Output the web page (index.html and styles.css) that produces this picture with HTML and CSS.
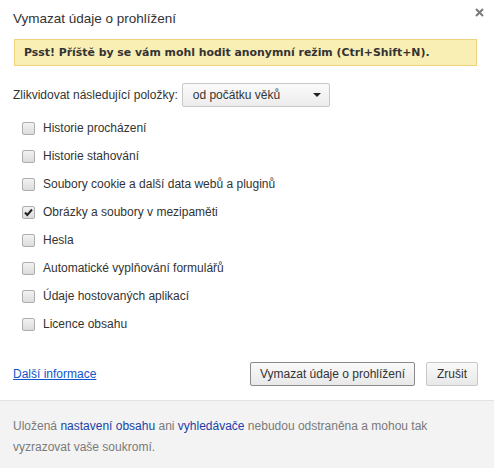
FILE: index.html
```html
<!DOCTYPE html>
<html>
<head>
    <title>Vymazat údaje o prohlížení</title>
    <link rel="stylesheet" href="styles.css">
</head>
<body>
    <div class="dialog">
        <div class="dialog-head">
            <h1>Vymazat údaje o prohlížení</h1>
            <span class="close">
                <svg width="9" height="9" viewBox="0 0 9 9"><path d="M1 1L8 8M8 1L1 8" stroke="#7a7a7a" stroke-width="2"/></svg>
            </span>
        </div>

        <div class="banner">Psst! Příště by se vám mohl hodit anonymní režim (Ctrl+Shift+N).</div>

        <div class="range-row">
            <span>Zlikvidovat následující položky:</span>
            <div class="select">
                <span>od počátku věků</span>
                <span class="arrow"></span>
            </div>
        </div>

        <ul class="items">
            <li><span class="box"></span>Historie procházení</li>
            <li><span class="box"></span>Historie stahování</li>
            <li><span class="box"></span>Soubory cookie a další data webů a pluginů</li>
            <li><span class="box"><svg width="11" height="11" viewBox="0 0 11 11"><path d="M2 5.5L4.3 8L9 2.5" fill="none" stroke="#222" stroke-width="2"/></svg></span>Obrázky a soubory v mezipaměti</li>
            <li><span class="box"></span>Hesla</li>
            <li><span class="box"></span>Automatické vyplňování formulářů</li>
            <li><span class="box"></span>Údaje hostovaných aplikací</li>
            <li><span class="box"></span>Licence obsahu</li>
        </ul>

        <div class="actions">
            <a href="#" class="more">Další informace</a>
            <div class="buttons">
                <button class="btn primary">Vymazat údaje o prohlížení</button>
                <button class="btn">Zrušit</button>
            </div>
        </div>

        <div class="footer">
            <p>Uložená <a href="#">nastavení obsahu</a> ani <a href="#">vyhledávače</a> nebudou odstraněna a mohou tak vyzrazovat vaše soukromí.</p>
        </div>
    </div>
</body>
</html>
```

FILE: styles.css
```css
body {
    margin: 0;
    background: white;
    font-family: "Liberation Sans", Arial, sans-serif;
    font-size: 12px;
    color: #333;
}
.dialog {
    width: 494px;
    height: 468px;
    display: flex;
    flex-direction: column;
}
.dialog-head {
    display: flex;
    justify-content: space-between;
    padding: 11px 10px 0 13px;
    height: 28px;
}
.dialog-head h1 {
    margin: 0;
    font-size: 13.5px;
    font-weight: normal;
    color: #333;
}
.close {
    display: flex;
    margin-top: -3px;
}
.banner {
    margin: 0 17px 0 14px;
    height: 25px;
    line-height: 25px;
    padding-left: 9px;
    background: #f9eeb4;
    border: 1px solid #f0d27c;
    font-family: "DejaVu Sans", sans-serif;
    font-weight: bold;
    font-size: 10.9px;
    color: #333;
}
.range-row {
    display: flex;
    align-items: center;
    gap: 4px;
    padding: 17px 0 0 13px;
}
.select {
    display: flex;
    align-items: center;
    justify-content: space-between;
    padding: 0 8px 0 10px;
    box-sizing: border-box;
    width: 148px;
    height: 24px;
    border: 1px solid #c8c8c8;
    border-radius: 2px;
    background: linear-gradient(#fafafa, #ececec);
}
.arrow {
    width: 0;
    height: 0;
    border-left: 4px solid transparent;
    border-right: 4px solid transparent;
    border-top: 4px solid #222;
}
.items {
    list-style: none;
    margin: 0;
    padding: 7px 0 0 22px;
}
.items li {
    display: flex;
    align-items: center;
    gap: 8px;
    height: 28px;
}
.box {
    display: flex;
    width: 11px;
    height: 11px;
    border: 1px solid #adadad;
    border-radius: 2px;
    background: linear-gradient(#f2f2f2, #dcdcdc);
}
.actions {
    display: flex;
    justify-content: space-between;
    align-items: center;
    padding: 24px 16px 0 13px;
}
.more {
    color: #1155cc;
}
.buttons {
    display: flex;
    gap: 11px;
}
.btn {
    font-family: "Liberation Sans", Arial, sans-serif;
    font-size: 12px;
    color: #333;
    height: 24px;
    padding: 0 10px;
    border: 1px solid #c8c8c8;
    border-radius: 2px;
    background: linear-gradient(#fafafa, #e8e8e8);
}
.btn.primary {
    border-color: #8a8a8a;
    padding: 0 9px;
}
.footer {
    margin-top: 14px;
    flex: 1;
    background: #f3f3f3;
    border-top: 1px solid #e3e3e3;
    padding: 15px 13px 0;
    color: #7a7a7a;
}
.footer p {
    margin: 0;
    line-height: 21px;
}
.footer a {
    color: #1a3fa8;
    text-decoration: none;
}
```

········

*DIRECTIONS*
Using the data above, write out every line exactly, leaving the images behind.

*EXERCISE OUTPUT*
Output the web page (index.html and styles.css) that produces this picture with HTML and CSS.
FILE: index.html
```html
<!DOCTYPE html>
<html>
<head>
    <title>Vymazat údaje o prohlížení</title>
    <link rel="stylesheet" href="styles.css">
</head>
<body>
    <div class="dialog">
        <div class="dialog-head">
            <h1>Vymazat údaje o prohlížení</h1>
            <span class="close">
                <svg width="9" height="9" viewBox="0 0 9 9"><path d="M1 1L8 8M8 1L1 8" stroke="#7a7a7a" stroke-width="2"/></svg>
            </span>
        </div>

        <div class="banner">Psst! Příště by se vám mohl hodit anonymní režim (Ctrl+Shift+N).</div>

        <div class="range-row">
            <span>Zlikvidovat následující položky:</span>
            <div class="select">
                <span>od počátku věků</span>
                <span class="arrow"></span>
            </div>
        </div>

        <ul class="items">
            <li><span class="box"></span>Historie procházení</li>
            <li><span class="box"></span>Historie stahování</li>
            <li><span class="box"></span>Soubory cookie a další data webů a pluginů</li>
            <li><span class="box"><svg width="11" height="11" viewBox="0 0 11 11"><path d="M2 5.5L4.3 8L9 2.5" fill="none" stroke="#222" stroke-width="2"/></svg></span>Obrázky a soubory v mezipaměti</li>
            <li><span class="box"></span>Hesla</li>
            <li><span class="box"></span>Automatické vyplňování formulářů</li>
            <li><span class="box"></span>Údaje hostovaných aplikací</li>
            <li><span class="box"></span>Licence obsahu</li>
        </ul>

        <div class="actions">
            <a href="#" class="more">Další informace</a>
            <div class="buttons">
                <button class="btn primary">Vymazat údaje o prohlížení</button>
                <button class="btn">Zrušit</button>
            </div>
        </div>

        <div class="footer">
            <p>Uložená <a href="#">nastavení obsahu</a> ani <a href="#">vyhledávače</a> nebudou odstraněna a mohou tak vyzrazovat vaše soukromí.</p>
        </div>
    </div>
</body>
</html>
```

FILE: styles.css
```css
body {
    margin: 0;
    background: white;
    font-family: "Liberation Sans", Arial, sans-serif;
    font-size: 12px;
    color: #333;
}
.dialog {
    width: 494px;
    height: 468px;
    display: flex;
    flex-direction: column;
}
.dialog-head {
    display: flex;
    justify-content: space-between;
    padding: 11px 10px 0 13px;
    height: 28px;
}
.dialog-head h1 {
    margin: 0;
    font-size: 13.5px;
    font-weight: normal;
    color: #333;
}
.close {
    display: flex;
    margin-top: -3px;
}
.banner {
    margin: 0 17px 0 14px;
    height: 25px;
    line-height: 25px;
    padding-left: 9px;
    background: #f9eeb4;
    border: 1px solid #f0d27c;
    font-family: "DejaVu Sans", sans-serif;
    font-weight: bold;
    font-size: 10.9px;
    color: #333;
}
.range-row {
    display: flex;
    align-items: center;
    gap: 4px;
    padding: 17px 0 0 13px;
}
.select {
    display: flex;
    align-items: center;
    justify-content: space-between;
    padding: 0 8px 0 10px;
    box-sizing: border-box;
    width: 148px;
    height: 24px;
    border: 1px solid #c8c8c8;
    border-radius: 2px;
    background: linear-gradient(#fafafa, #ececec);
}
.arrow {
    width: 0;
    height: 0;
    border-left: 4px solid transparent;
    border-right: 4px solid transparent;
    border-top: 4px solid #222;
}
.items {
    list-style: none;
    margin: 0;
    padding: 7px 0 0 22px;
}
.items li {
    display: flex;
    align-items: center;
    gap: 8px;
    height: 28px;
}
.box {
    display: flex;
    width: 11px;
    height: 11px;
    border: 1px solid #adadad;
    border-radius: 2px;
    background: linear-gradient(#f2f2f2, #dcdcdc);
}
.actions {
    display: flex;
    justify-content: space-between;
    align-items: center;
    padding: 24px 16px 0 13px;
}
.more {
    color: #1155cc;
}
.buttons {
    display: flex;
    gap: 11px;
}
.btn {
    font-family: "Liberation Sans", Arial, sans-serif;
    font-size: 12px;
    color: #333;
    height: 24px;
    padding: 0 10px;
    border: 1px solid #c8c8c8;
    border-radius: 2px;
    background: linear-gradient(#fafafa, #e8e8e8);
}
.btn.primary {
    border-color: #8a8a8a;
    padding: 0 9px;
}
.footer {
    margin-top: 14px;
    flex: 1;
    background: #f3f3f3;
    border-top: 1px solid #e3e3e3;
    padding: 15px 13px 0;
    color: #7a7a7a;
}
.footer p {
    margin: 0;
    line-height: 21px;
}
.footer a {
    color: #1a3fa8;
    text-decoration: none;
}
```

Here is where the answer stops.